Republican-led Louisiana has become the first US state to compel public schools to display a post of the Ten Commandments in every classroom.
According to the BBC, civil rights groups are expected to challenge the new ruling on the grounds that it contravenes the separation of church and state enshrined in the first amendment to the US Constitution, the so-called Establishment Clause.
The clause reads: “Congress shall make no law respecting an establishment of religion, or prohibiting the free exercise thereof.”
The Republican-backed measure signed into law by Governor Jeff Landry this week describes the commandments as “the foundational documents of our state and national government”.

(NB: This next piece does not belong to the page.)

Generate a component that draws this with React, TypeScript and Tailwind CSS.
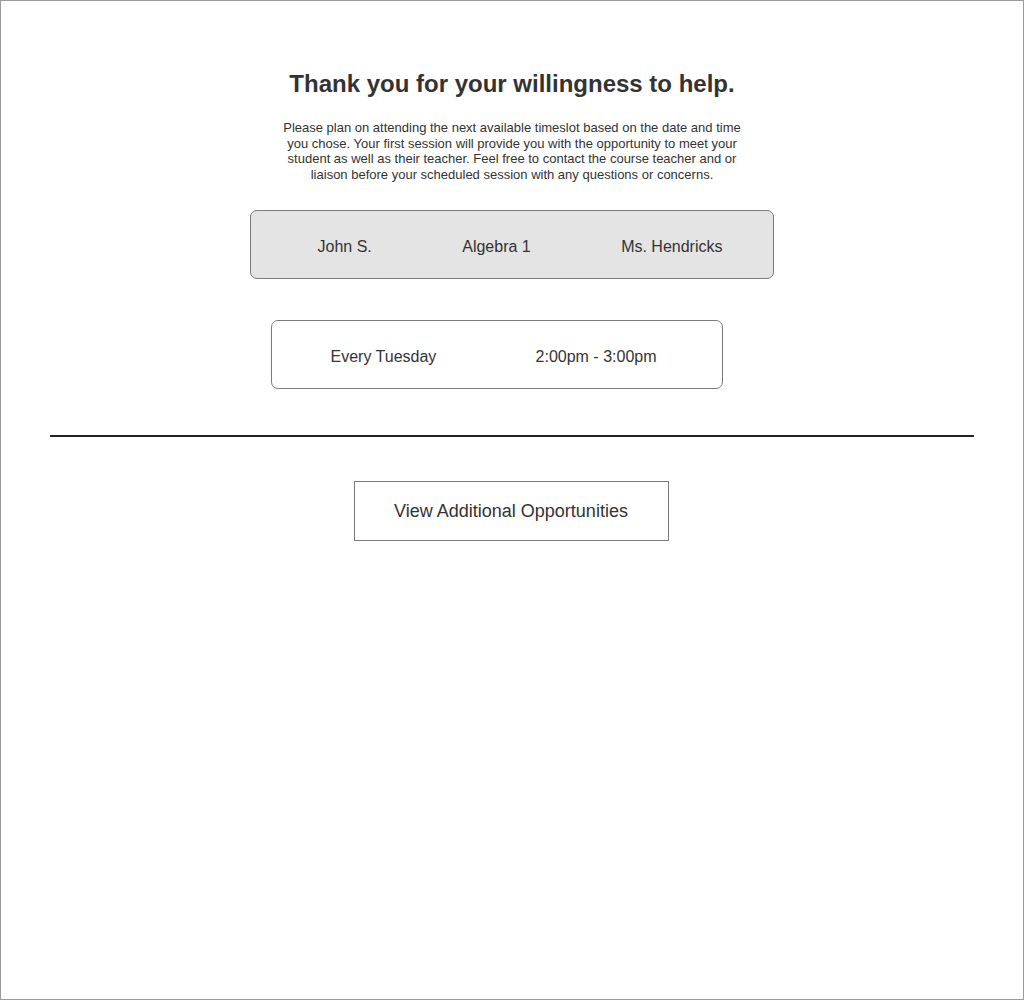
export default function App() {
  return (
    <div className="w-[1024px] h-[1000px] bg-white border border-[#9a9a9a] font-['Liberation_Sans',Arial,sans-serif] text-[#333333]">
      <div className="flex flex-col items-center">
        {/* Heading */}
        <h1 className="mt-[69px] text-[24px] leading-[28px] font-bold">
          Thank you for your willingness to help.
        </h1>

        {/* Intro text */}
        <p className="mt-[22px] w-[470px] text-center text-[13px] leading-[15.6px]">
          Please plan on attending the next available timeslot based on the date and time
          you chose. Your first session will provide you with the opportunity to meet your
          student as well as their teacher. Feel free to contact the course teacher and or
          liaison before your scheduled session with any questions or concerns.
        </p>

        {/* Match summary */}
        <div className="mt-[28px] ml-[-1px] w-[524px] h-[69px] flex items-center justify-between pt-[5px] pl-[67px] pr-[50px] bg-[#e4e4e4] border border-[#7a7a7a] rounded-[7px] text-[16px]">
          <span>John S.</span>
          <span>Algebra 1</span>
          <span>Ms. Hendricks</span>
        </div>

        {/* Schedule */}
        <div className="mt-[41px] ml-[-31px] w-[452px] h-[69px] flex items-center justify-between pt-[5px] pl-[59px] pr-[65px] bg-white border border-[#7a7a7a] rounded-[7px] text-[16px]">
          <span>Every Tuesday</span>
          <span>2:00pm - 3:00pm</span>
        </div>
      </div>

      {/* Divider */}
      <div className="mt-[46px] mx-[49px] h-[1.5px] bg-[#222222]" />

      <div className="flex justify-center">
        <button className="mt-[44px] ml-[-2px] w-[315px] h-[60px] pt-[2px] border border-[#7a7a7a] bg-white text-[18px] text-[#333333]">
          View Additional Opportunities
        </button>
      </div>
    </div>
  );
}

The state law requires that a poster include the sacred text in “large, easily readable font” on a poster that is 28cm by 35.5cm and that the commandments are “the central focus” of the display.
It will also be shown alongside a four-paragraph “context statement” which will describe how the commandments “were a prominent part of American public education for almost three centuries”.

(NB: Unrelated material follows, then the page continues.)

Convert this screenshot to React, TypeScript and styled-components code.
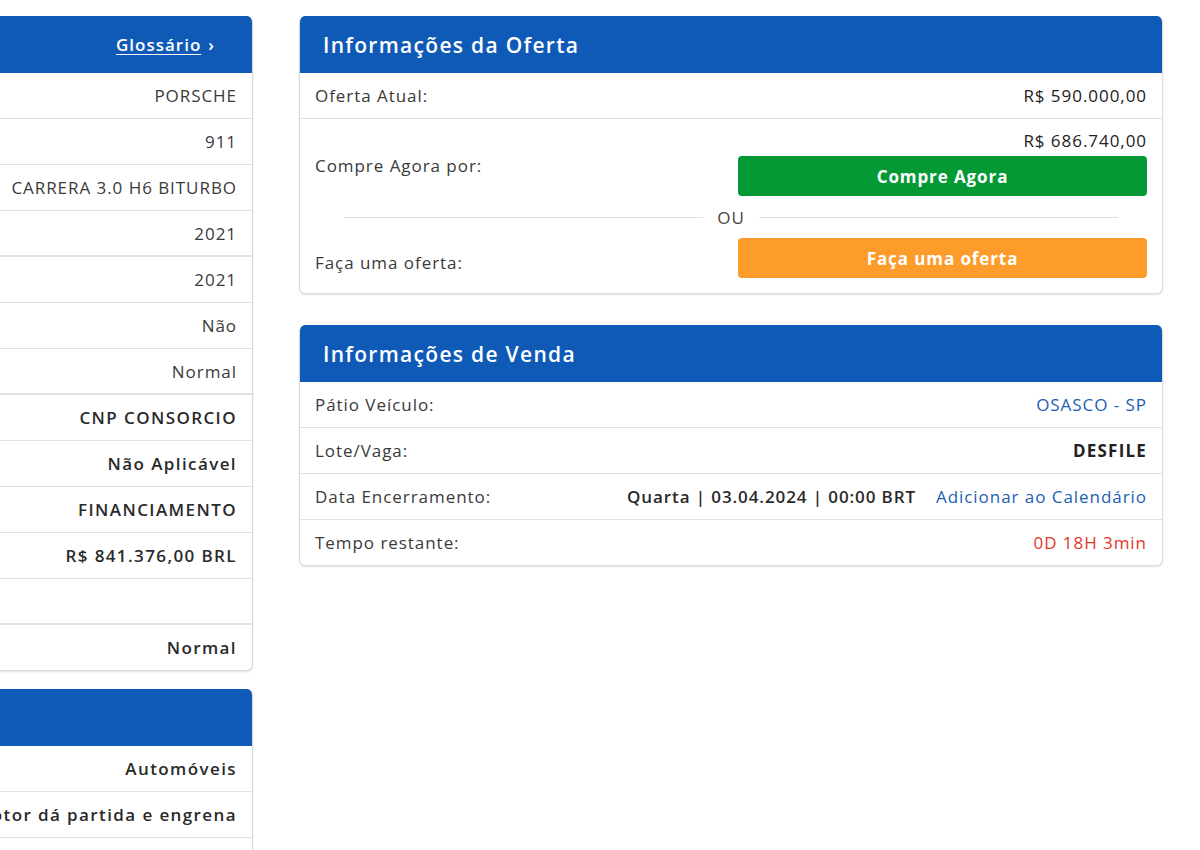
import React from 'react';
import styled, { createGlobalStyle } from 'styled-components';

const Blue = '#0e5ab6';
const Border = '#dcdcdc';

const GlobalStyle = createGlobalStyle`
  html, body {
    margin: 0;
    padding: 0;
    background: #ffffff;
    overflow: hidden;
  }
  body {
    font-family: 'Open Sans', 'Noto Sans', sans-serif;
    font-size: 17px;
    letter-spacing: 0.95px;
    color: #333333;
  }
`;

const Page = styled.div`
  display: flex;
  align-items: flex-start;
  gap: 46px;
  padding-top: 16px;
  width: 1200px;
  height: 850px;
  overflow: hidden;
`;

const LeftColumn = styled.div`
  flex: 0 0 600px;
  margin-left: -347px;
  display: flex;
  flex-direction: column;
  gap: 18px;
`;

const RightColumn = styled.div`
  flex: 0 0 864px;
  display: flex;
  flex-direction: column;
  gap: 31px;
`;

const Panel = styled.section`
  background: #fff;
  border: 1px solid ${Border};
  border-top: none;
  border-radius: 6px;
  box-shadow: 0 1px 2px rgba(0, 0, 0, 0.12);
  overflow: hidden;
`;

const PanelHeader = styled.header`
  height: 57px;
  background: ${Blue};
  color: #fff;
  display: flex;
  align-items: center;
  justify-content: space-between;
  padding: 0 37px 0 23px;
`;

const Title = styled.h2`
  margin: 0;
  font-size: 21px;
  font-weight: 600;
  letter-spacing: 1.3px;
`;

const HeaderLink = styled.a`
  margin-left: auto;
  color: #fff;
  font-size: 17px;
  font-weight: 600;
  letter-spacing: 1px;
  text-decoration: underline;
  text-underline-offset: 3px;

  span {
    display: inline-block;
    margin-left: 7px;
    text-decoration: none;
  }
`;

const SpecRow = styled.div<{ $thick?: boolean }>`
  height: ${(p) => (p.$thick ? 44 : 45)}px;
  display: flex;
  align-items: center;
  justify-content: flex-end;
  padding: 0 15px;
  white-space: nowrap;
  border-bottom: ${(p) => (p.$thick ? 2 : 1)}px solid #e1e1e1;

  &:last-child {
    border-bottom: none;
  }
`;

const SpecValue = styled.span<{ $bold?: boolean }>`
  font-weight: ${(p) => (p.$bold ? 600 : 400)};
  letter-spacing: ${(p) => (p.$bold ? 1.4 : 0.95)}px;
  color: ${(p) => (p.$bold ? '#2a2a2a' : '#3a3a3a')};
`;

const InfoRow = styled.div`
  height: 45px;
  display: flex;
  align-items: center;
  justify-content: space-between;
  padding: 0 15px;
  border-bottom: 1px solid #e1e1e1;

  &:last-child {
    border-bottom: none;
  }
`;

const Label = styled.span`
  color: #3a3a3a;
`;

const Value = styled.span<{ $tone?: 'link' | 'red' | 'strong' | 'medium' }>`
  white-space: nowrap;
  font-weight: ${(p) => (p.$tone === 'strong' ? 700 : 400)};
  letter-spacing: ${(p) => (p.$tone === 'strong' ? 1.2 : 0.95)}px;
  color: ${(p) =>
    p.$tone === 'link'
      ? '#1d5fb0'
      : p.$tone === 'red'
        ? '#e5352b'
        : p.$tone === 'strong' || p.$tone === 'medium'
          ? '#222'
          : '#333'};
`;

const DateGroup = styled.div`
  display: flex;
  gap: 20px;
  align-items: center;
`;

const DateText = styled.span`
  font-weight: 600;
  letter-spacing: 0.9px;
  color: #2a2a2a;
`;

const CalendarLink = styled.a`
  color: #1d5fb0;
  text-decoration: none;
`;

const BuyBlock = styled.div`
  display: grid;
  grid-template-columns: 1fr 409px;
  padding: 11px 15px 15px;
`;

const BuyLabel = styled.div<{ $shift: number }>`
  align-self: center;
  padding-top: ${(p) => p.$shift}px;
  color: #3a3a3a;
`;

const BuyActions = styled.div`
  display: flex;
  flex-direction: column;
  align-items: stretch;
`;

const Price = styled.div`
  text-align: right;
  line-height: 22px;
  color: #222;
  margin-bottom: 4px;
`;

const ActionButton = styled.button<{ $color: string }>`
  height: 40px;
  border: none;
  border-radius: 4px;
  background: ${(p) => p.$color};
  color: #fff;
  font-family: inherit;
  font-size: 17px;
  letter-spacing: 0.9px;
  font-weight: 700;
  cursor: pointer;
`;

const Divider = styled.div`
  grid-column: 1 / -1;
  height: 42px;
  display: flex;
  align-items: center;
  gap: 14px;
  padding: 0 29px;
  color: #444;

  &::before,
  &::after {
    content: '';
    flex: 1;
    height: 1px;
    background: #dedede;
  }
`;

const specs: { value: string; bold?: boolean; thick?: boolean }[] = [
  { value: 'PORSCHE' },
  { value: '911' },
  { value: 'CARRERA 3.0 H6 BITURBO' },
  { value: '2021', thick: true },
  { value: '2021' },
  { value: 'Não' },
  { value: 'Normal', thick: true },
  { value: 'CNP CONSORCIO', bold: true },
  { value: 'Não Aplicável', bold: true },
  { value: 'FINANCIAMENTO', bold: true },
  { value: 'R$ 841.376,00 BRL', bold: true },
  { value: '', thick: true },
  { value: 'Normal', bold: true },
];

const condition = [{ value: 'Automóveis' }, { value: 'Motor dá partida e engrena' }, { value: '' }];

export default function App() {
  return (
    <>
      <GlobalStyle />
      <Page>
        <LeftColumn>
          <Panel>
            <PanelHeader>
              <HeaderLink href="#">
                Glossário<span>›</span>
              </HeaderLink>
            </PanelHeader>
            {specs.map((s, i) => (
              <SpecRow key={i} $thick={s.thick}>
                <SpecValue $bold={s.bold}>{s.value}</SpecValue>
              </SpecRow>
            ))}
          </Panel>
          <Panel>
            <PanelHeader />
            {condition.map((s, i) => (
              <SpecRow key={i}>
                <SpecValue $bold>{s.value}</SpecValue>
              </SpecRow>
            ))}
          </Panel>
        </LeftColumn>

        <RightColumn>
          <Panel>
            <PanelHeader>
              <Title>Informações da Oferta</Title>
            </PanelHeader>
            <InfoRow>
              <Label>Oferta Atual:</Label>
              <Value $tone="medium">R$ 590.000,00</Value>
            </InfoRow>
            <BuyBlock>
              <BuyLabel $shift={5}>Compre Agora por:</BuyLabel>
              <BuyActions>
                <Price>R$ 686.740,00</Price>
                <ActionButton $color="#039a36">Compre Agora</ActionButton>
              </BuyActions>
              <Divider>OU</Divider>
              <BuyLabel $shift={9}>Faça uma oferta:</BuyLabel>
              <BuyActions>
                <ActionButton $color="#fd9c2b">Faça uma oferta</ActionButton>
              </BuyActions>
            </BuyBlock>
          </Panel>

          <Panel>
            <PanelHeader>
              <Title>Informações de Venda</Title>
            </PanelHeader>
            <InfoRow>
              <Label>Pátio Veículo:</Label>
              <Value $tone="link">OSASCO - SP</Value>
            </InfoRow>
            <InfoRow>
              <Label>Lote/Vaga:</Label>
              <Value $tone="strong">DESFILE</Value>
            </InfoRow>
            <InfoRow>
              <Label>Data Encerramento:</Label>
              <DateGroup>
                <DateText>Quarta | 03.04.2024 | 00:00 BRT</DateText>
                <CalendarLink href="#">Adicionar ao Calendário</CalendarLink>
              </DateGroup>
            </InfoRow>
            <InfoRow>
              <Label>Tempo restante:</Label>
              <Value $tone="red">0D 18H 3min</Value>
            </InfoRow>
          </Panel>
        </RightColumn>
      </Page>
    </>
  );
}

The BBC reports that similar laws have recently been proposed by other Republican-led states, including Texas, Oklahoma and Utah.
In 1980, the US Supreme Court struck down a similar Kentucky law requiring that the Christian code be displayed in elementary and high schools.
In a 5-4 vote, the high court ruled that the requirement that the Ten Commandments be posted “had no secular legislative purpose” and was “plainly religious in nature”.